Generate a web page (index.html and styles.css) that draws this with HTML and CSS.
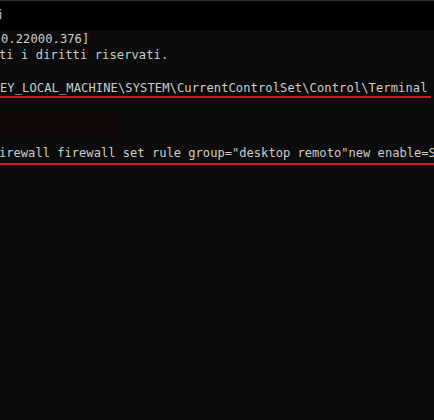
FILE: index.html
```html
<!DOCTYPE html>
<html>
<head>
<meta charset="utf-8">
<link rel="stylesheet" href="styles.css">
</head>
<body>
<div class="titlebar"><span class="tab">i</span></div>
<div class="term">
  <div class="line l1">0.22000.376]</div>
  <div class="line l2">ti i diritti riservati.</div>
  <div class="line">&nbsp;</div>
  <div class="line l4 mark mark-a">EY_LOCAL_MACHINE\SYSTEM\CurrentControlSet\Control\Terminal</div>
  <div class="line">&nbsp;</div>
  <div class="line">&nbsp;</div>
  <div class="line">&nbsp;</div>
  <div class="line l8 mark mark-b">irewall firewall set rule group="desktop remoto"new enable=S</div>
  <div class="redact"></div>
</div>
</body>
</html>
```
FILE: styles.css
```css
html, body {
  margin: 0;
  padding: 0;
  background: #0c0c0c;
  width: 434px;
  height: 420px;
  overflow: hidden;
}
.titlebar {
  height: 29px;
  background: #000;
  border-top: 1px solid #2e2e2e;
  display: flex;
  align-items: flex-start;
}
.tab {
  font-family: "Noto Sans", sans-serif;
  font-size: 12px;
  line-height: 12px;
  color: #cfcfcf;
  padding-top: 8px;
  margin-left: -1px;
}
.term {
  position: relative;
  padding-top: 1px;
  font-family: "DejaVu Sans Mono", monospace;
  font-size: 12.1px;
  line-height: 16.3px;
  color: #cccccc;
}
.line {
  height: 16.3px;
  white-space: pre;
}
.l1 { padding-left: 1px; letter-spacing: 0.08px; }
.l2 { margin-left: -1px; letter-spacing: 0.08px; }
.l4 { padding-left: 0; letter-spacing: 0.09px; }
.l8 { margin-left: -1px; }
.mark { position: relative; }
.mark::after {
  content: "";
  position: absolute;
  left: 0;
  height: 2px;
  background: #d81324;
}
.mark-a::after { bottom: -2px; width: 431px; }
.mark-b::after { bottom: -4px; width: 436px; }
.redact {
  position: absolute;
  left: 0;
  top: 83px;
  width: 117px;
  height: 23px;
  background: #130808;
}
```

> EXERCISE TASK: Copy the data exactly. Any picture it contains is to be omitted.

> WRITTEN SOLUTION:
Generate a web page (index.html and styles.css) that draws this with HTML and CSS.
FILE: index.html
```html
<!DOCTYPE html>
<html>
<head>
<meta charset="utf-8">
<link rel="stylesheet" href="styles.css">
</head>
<body>
<div class="titlebar"><span class="tab">i</span></div>
<div class="term">
  <div class="line l1">0.22000.376]</div>
  <div class="line l2">ti i diritti riservati.</div>
  <div class="line">&nbsp;</div>
  <div class="line l4 mark mark-a">EY_LOCAL_MACHINE\SYSTEM\CurrentControlSet\Control\Terminal</div>
  <div class="line">&nbsp;</div>
  <div class="line">&nbsp;</div>
  <div class="line">&nbsp;</div>
  <div class="line l8 mark mark-b">irewall firewall set rule group="desktop remoto"new enable=S</div>
  <div class="redact"></div>
</div>
</body>
</html>
```
FILE: styles.css
```css
html, body {
  margin: 0;
  padding: 0;
  background: #0c0c0c;
  width: 434px;
  height: 420px;
  overflow: hidden;
}
.titlebar {
  height: 29px;
  background: #000;
  border-top: 1px solid #2e2e2e;
  display: flex;
  align-items: flex-start;
}
.tab {
  font-family: "Noto Sans", sans-serif;
  font-size: 12px;
  line-height: 12px;
  color: #cfcfcf;
  padding-top: 8px;
  margin-left: -1px;
}
.term {
  position: relative;
  padding-top: 1px;
  font-family: "DejaVu Sans Mono", monospace;
  font-size: 12.1px;
  line-height: 16.3px;
  color: #cccccc;
}
.line {
  height: 16.3px;
  white-space: pre;
}
.l1 { padding-left: 1px; letter-spacing: 0.08px; }
.l2 { margin-left: -1px; letter-spacing: 0.08px; }
.l4 { padding-left: 0; letter-spacing: 0.09px; }
.l8 { margin-left: -1px; }
.mark { position: relative; }
.mark::after {
  content: "";
  position: absolute;
  left: 0;
  height: 2px;
  background: #d81324;
}
.mark-a::after { bottom: -2px; width: 431px; }
.mark-b::after { bottom: -4px; width: 436px; }
.redact {
  position: absolute;
  left: 0;
  top: 83px;
  width: 117px;
  height: 23px;
  background: #130808;
}
```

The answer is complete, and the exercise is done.